In exploring the many faces of trauma and the divergent claims that have been made with regard to it, what comes to mind is the old Sufi parable of the blind men and the elephant, in which five blind men encounter an elephant and examine it by feeling its body parts. Each likens the elephant to an object that is familiar to him, based on the body part he touches, and each is convinced that he knows what an elephant is, yet none of them has any idea what the elephant looks like as a whole.
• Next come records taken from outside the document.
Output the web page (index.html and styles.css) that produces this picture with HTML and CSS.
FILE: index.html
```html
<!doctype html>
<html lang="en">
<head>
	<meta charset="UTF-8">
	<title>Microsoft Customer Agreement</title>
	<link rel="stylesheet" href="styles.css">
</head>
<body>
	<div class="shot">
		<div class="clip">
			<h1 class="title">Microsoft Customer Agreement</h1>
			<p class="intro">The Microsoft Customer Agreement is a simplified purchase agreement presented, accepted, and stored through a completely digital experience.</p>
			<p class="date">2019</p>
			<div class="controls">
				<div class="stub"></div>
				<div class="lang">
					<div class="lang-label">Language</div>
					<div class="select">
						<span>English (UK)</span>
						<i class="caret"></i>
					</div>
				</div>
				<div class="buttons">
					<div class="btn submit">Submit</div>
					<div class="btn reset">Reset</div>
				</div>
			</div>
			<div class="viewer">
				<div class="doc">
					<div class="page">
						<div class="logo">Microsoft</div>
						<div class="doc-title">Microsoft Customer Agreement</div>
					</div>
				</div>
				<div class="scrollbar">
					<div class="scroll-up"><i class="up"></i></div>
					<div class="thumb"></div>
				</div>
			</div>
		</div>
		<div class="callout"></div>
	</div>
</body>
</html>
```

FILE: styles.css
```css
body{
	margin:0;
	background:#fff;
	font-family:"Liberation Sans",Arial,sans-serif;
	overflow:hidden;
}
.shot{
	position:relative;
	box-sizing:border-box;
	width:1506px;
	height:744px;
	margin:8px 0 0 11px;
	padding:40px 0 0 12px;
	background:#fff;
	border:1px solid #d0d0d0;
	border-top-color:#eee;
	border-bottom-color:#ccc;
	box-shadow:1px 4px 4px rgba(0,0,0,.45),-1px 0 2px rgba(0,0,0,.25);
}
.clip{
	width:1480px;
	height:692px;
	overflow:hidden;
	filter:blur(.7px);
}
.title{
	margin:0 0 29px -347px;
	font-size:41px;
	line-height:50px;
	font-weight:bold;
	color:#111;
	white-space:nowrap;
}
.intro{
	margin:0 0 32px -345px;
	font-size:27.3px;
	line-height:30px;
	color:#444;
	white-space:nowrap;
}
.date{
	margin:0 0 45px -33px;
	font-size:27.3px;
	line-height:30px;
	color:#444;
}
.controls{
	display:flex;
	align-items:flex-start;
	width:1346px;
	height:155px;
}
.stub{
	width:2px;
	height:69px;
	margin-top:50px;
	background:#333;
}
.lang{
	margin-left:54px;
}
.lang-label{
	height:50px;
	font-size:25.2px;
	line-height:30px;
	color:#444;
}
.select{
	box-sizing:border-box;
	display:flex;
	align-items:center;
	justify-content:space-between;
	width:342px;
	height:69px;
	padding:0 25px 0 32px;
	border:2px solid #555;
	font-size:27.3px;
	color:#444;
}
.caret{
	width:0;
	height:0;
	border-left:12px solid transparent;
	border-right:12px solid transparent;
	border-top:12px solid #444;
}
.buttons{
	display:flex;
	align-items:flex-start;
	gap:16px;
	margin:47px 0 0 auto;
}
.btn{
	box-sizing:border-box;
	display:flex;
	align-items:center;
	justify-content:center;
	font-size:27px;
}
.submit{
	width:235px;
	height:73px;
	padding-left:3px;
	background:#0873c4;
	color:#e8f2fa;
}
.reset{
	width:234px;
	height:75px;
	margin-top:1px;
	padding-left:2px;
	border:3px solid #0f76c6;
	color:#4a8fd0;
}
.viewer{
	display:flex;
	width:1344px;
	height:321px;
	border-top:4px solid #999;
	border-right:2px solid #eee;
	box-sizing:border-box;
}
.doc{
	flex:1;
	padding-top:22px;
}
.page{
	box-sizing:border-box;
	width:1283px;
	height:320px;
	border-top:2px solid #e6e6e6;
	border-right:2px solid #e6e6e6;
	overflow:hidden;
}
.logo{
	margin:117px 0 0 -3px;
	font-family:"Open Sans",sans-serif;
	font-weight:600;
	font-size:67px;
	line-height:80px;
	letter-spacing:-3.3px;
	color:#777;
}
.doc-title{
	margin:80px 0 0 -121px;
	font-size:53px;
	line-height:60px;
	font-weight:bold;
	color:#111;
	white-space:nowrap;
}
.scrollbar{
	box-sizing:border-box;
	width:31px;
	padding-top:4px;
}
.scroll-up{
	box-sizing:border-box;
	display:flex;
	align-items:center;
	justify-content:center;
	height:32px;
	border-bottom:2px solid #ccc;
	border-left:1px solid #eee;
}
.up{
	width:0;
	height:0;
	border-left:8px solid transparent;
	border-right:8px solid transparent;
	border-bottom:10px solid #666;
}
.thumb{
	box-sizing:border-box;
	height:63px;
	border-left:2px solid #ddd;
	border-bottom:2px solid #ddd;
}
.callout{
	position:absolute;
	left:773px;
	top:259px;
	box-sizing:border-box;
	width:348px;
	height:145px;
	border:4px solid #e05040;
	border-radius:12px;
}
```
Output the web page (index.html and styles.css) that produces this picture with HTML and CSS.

Trauma has similarly been conceptualized in multifarious ways. Mardi Horowitz holds that traumatic life events have the traumatic effect that they do because they cannot be assimilated into the victim’s inner schemata of self in relation to the world.1 According to Ronnie Janoff-Bulman, traumatic events destroy the victim’s fundamental assumptions about the safety of the world, undermine the positive value of the self, and cause a disturbance of affectivity, a state Thomas Ogden calls “formless dread.”2 Henry Krystal asserts that trauma produces a regression in affect, a deficit in the capacity for symbolic representation, and fantasy formation.3 D. W. Winnicott emphasizes the necessity of a good “holding environment” to deal with the disintegration anxiety caused by traumatic events with their menacing threat of nonexistence.4 Heinz Kohut’s self-psychology model speaks of the dissolution of a coherent self under the influence of trauma.5 In analytical psychology, Donald Kalsched shows how trauma ruptures the transitional processes of human relatedness that constitute meaning.6 As Robert Jay Lifton sees it, trauma victims suffer from impaired human relationships, from what he calls “the broken connection,” which results in a state of being outside of culture, “our means of symbolizing death and continuity.”7 Lifton believes that trauma disrupts the capacity to develop images and symbolic forms that provide a sense of continuity. He claims that these symbols must be transformed and reanimated in order to find new meaning.
The common thread in these various views is that the ego’s central role as a planning, controlling authority is powerfully exploded by trauma. Traumatic experiences may thus lead to a radical breaking in and breaking apart of existing ego structures, resulting in a disintegration of the previous psychic structure. The psychological concept of self-regulation and control and the consciousness of being an autonomous, intentional human agent no longer hold. Being helpless, handed over, determined by outside forces, these are the coordinates of traumatic experience. In a traumatic event, ego boundaries are overrun, and one learns that the everyday ego is utterly insubstantial. As a result, the ego undergoes a monstrous relativization, being degraded to meaninglessness and threatened with fragmentation and destruction. The ego, which once guaranteed one’s identity, seems to have no use any more. One is overcome by a sense of extreme vulnerability. For the annihilation of the ego is a form of dying.